Known Name(s)

Smith's Hotel


Druid Hill Ave. & Paca St. (435-437-1/2 Druid Hill Avenue) Baltimore, Maryland

Establishment Type(s)


Physical Status



Based on photos from the September 10, 1938 Afro-American newspaper (“Here’s Smith’s Hotel, Baltimore, One-Time Political Center” p. 12), Smith’s Hotel opened in circa 1912, and consisted of three row houses joined together into a single address at 435 Druid Hill Avenue. Although all three buildings were three stories tall, the western-most building was a half-story shorter than the other two which had been built about the same time. Each was of brick that appears in the photo to have been painted. A cornice defined the top of each south façade wall. The western-most building was of three bays, and the one-over-one windows had jack-arch frames. The ground floor was part of a continuous store front that extended across the adjoining buildings. By 1940, a photo with caption indicates that the south façade had been clad in “nu brick” a type of formstone. The hotel was razed in July 1957.

The center building to the east had four bays in the second and third stories, while the eastern-most building had three bays, all with one-over-one windows in rectangular frames. The ground floor was a single storefront with angled windows and transoms above, with a door in the first bay of the center building, and a second entrance in the first bay of the eastern-most building. The neon hotel sign extended from the south façade just above the first floor window.

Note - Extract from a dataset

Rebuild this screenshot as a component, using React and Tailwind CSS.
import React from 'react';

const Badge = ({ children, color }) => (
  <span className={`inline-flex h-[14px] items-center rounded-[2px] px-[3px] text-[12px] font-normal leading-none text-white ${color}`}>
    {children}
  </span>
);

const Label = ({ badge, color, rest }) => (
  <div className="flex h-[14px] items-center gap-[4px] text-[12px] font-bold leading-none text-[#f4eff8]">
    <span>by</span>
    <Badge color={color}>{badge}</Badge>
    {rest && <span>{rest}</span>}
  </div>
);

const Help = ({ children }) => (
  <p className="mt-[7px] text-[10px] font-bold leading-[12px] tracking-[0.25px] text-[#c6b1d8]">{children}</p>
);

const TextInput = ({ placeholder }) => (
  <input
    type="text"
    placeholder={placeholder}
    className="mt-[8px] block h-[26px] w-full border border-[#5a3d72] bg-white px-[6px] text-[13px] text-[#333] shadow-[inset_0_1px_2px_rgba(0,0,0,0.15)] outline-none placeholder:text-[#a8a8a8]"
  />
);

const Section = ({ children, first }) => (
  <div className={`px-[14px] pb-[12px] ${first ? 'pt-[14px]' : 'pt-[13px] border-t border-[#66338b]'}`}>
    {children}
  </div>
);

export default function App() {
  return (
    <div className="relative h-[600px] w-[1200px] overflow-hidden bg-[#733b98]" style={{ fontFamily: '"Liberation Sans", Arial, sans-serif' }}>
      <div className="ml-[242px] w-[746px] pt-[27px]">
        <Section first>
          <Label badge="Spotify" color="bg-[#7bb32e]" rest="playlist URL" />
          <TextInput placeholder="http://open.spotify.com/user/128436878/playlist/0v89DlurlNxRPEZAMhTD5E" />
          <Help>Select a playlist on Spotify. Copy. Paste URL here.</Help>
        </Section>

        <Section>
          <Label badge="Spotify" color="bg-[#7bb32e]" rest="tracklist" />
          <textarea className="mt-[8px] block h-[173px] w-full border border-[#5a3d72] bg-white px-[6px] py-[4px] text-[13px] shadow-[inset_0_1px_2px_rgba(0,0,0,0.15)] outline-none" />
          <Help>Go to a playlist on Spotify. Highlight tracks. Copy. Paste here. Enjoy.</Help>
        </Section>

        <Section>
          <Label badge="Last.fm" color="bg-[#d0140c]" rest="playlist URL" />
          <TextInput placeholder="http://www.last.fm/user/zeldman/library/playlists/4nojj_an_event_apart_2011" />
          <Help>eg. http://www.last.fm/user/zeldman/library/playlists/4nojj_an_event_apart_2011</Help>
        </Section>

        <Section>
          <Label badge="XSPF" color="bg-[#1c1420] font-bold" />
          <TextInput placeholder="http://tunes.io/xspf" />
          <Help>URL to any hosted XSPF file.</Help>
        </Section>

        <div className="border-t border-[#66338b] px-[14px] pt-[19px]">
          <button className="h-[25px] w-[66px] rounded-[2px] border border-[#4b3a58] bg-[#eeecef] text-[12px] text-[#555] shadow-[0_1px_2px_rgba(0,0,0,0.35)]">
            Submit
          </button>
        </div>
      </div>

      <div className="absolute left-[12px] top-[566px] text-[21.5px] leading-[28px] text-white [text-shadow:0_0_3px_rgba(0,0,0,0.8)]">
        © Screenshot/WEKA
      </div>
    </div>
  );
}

The hotel rooms (again based on the 1938 photos) had wallpaper and radiator heat. Each room had a bed and other furniture. The lobby contained the central wood reception desk, mailboxes for guests, and four chairs for visitors (usually people who came to see Thomas Smith). In addition to the lobby, the ground floor contained a restaurant and bar that served guests.

Detailed History

Thomas R. Smith (1871-1938) was a noted businessman and hotelier, who was born in Sunderland, Calvert County, Maryland and moved to Baltimore City with his mother and siblings around 1880. He opened Smith’s Hotel on Druid Hill Avenue in circa 1912 and grew in prominence as a businessman. This in turn attracted Democratic politicians who made him the head of Baltimore's Negro Democratic Club because African Americans could vote in Maryland (although it was not an unchallenged right). He married Jessie Wilson (1883-1933) in 1909 and they lived in a row house on Druid Hill Avenue. Smith died in 1938 and his brother Wallace inherited the Smith Hotel.